Unfortunately, Gold proved that there will always be some cases where brute force works the best. And more generally, Bayesian inference, which would get us an approximate answer, is usually NP-hard. NP-hard problems can’t be solved for in any reasonable amount of time. So here, we have another problem: humans learn most of their grammar in just three years. How can they do it so quickly?

# The Solution

How do linguists account for these problems? Well, linguists (or at least theorists like Dr Hornstein) believe that this is just more evidence for a built-in faculty of language. Remember, language identification is only impossible if we don’t know what process generates the language. But if the rules are built in, then Horning should that grammars should at least be PAC learnable.

These rules must also significantly constrain the set of languages we can learn. After all, if there are too many possible languages to differentiate in any reasonable amount of time. That means a priori, humans must be restricted to a very small subset of languages.

On a side note, this means that communication with aliens may be impossible. If aliens don’t use the kinds of grammars that humans can learn, then we’ve shown that it’d take too long to learn and is probably impossible (this is a gross simplification, of course).

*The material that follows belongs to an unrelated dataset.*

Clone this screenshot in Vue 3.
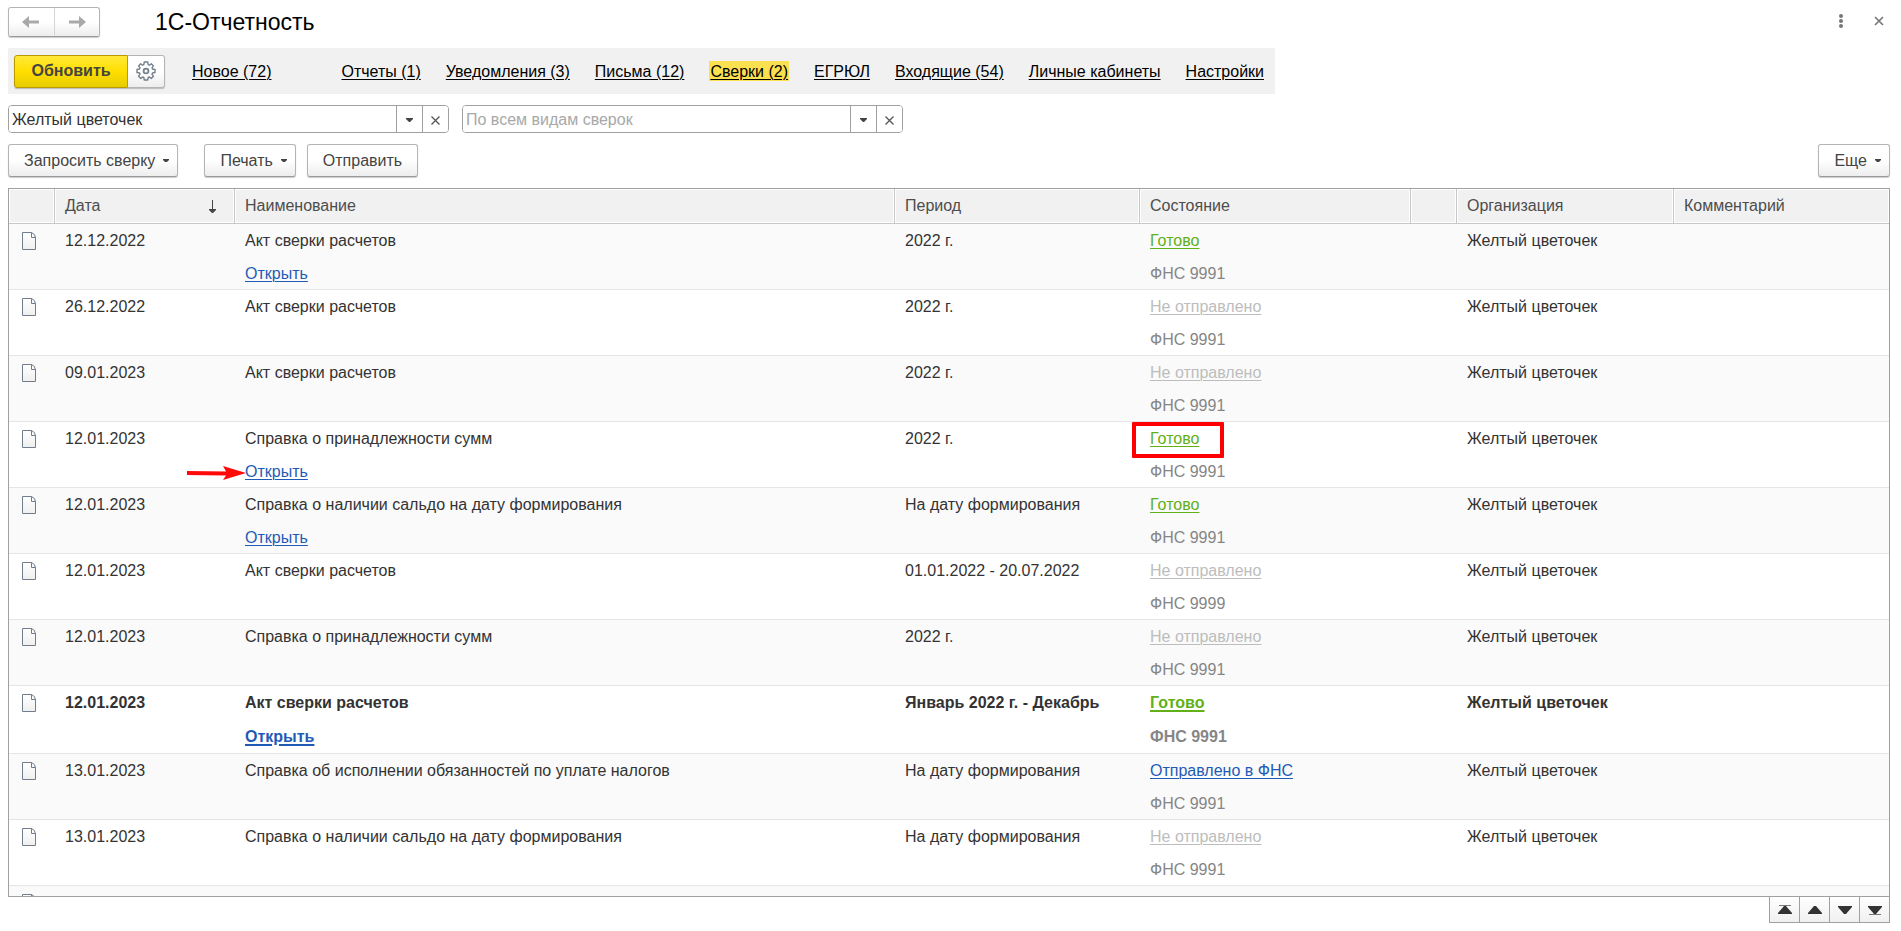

Another solution is to argue that everything we’ve done here doesn’t apply to humans. After all, we’ve only looked at text-based identification. But we know that babies don’t just learn English by listening to it. They also try to speak it, and they get feedback on their sentences. We’ve totally ignored how feedback changes the picture (for the curious: adding feedback makes most languages Gold learnable. I believe it’s still NP-hard, but I’m not sure).

# Summary (TL;DR):

Most languages aren’t exactly identifiable. In fact, you can’t even be probably approximately correct. And even if you could be sure, it would take a horrendous amount of time to inspect every possible grammar that fits the sentences you observed. That means that humans can’t possibly consider every possible language when they’re learning. Instead, they only even consider a very small (relative to infinity) subset of languages.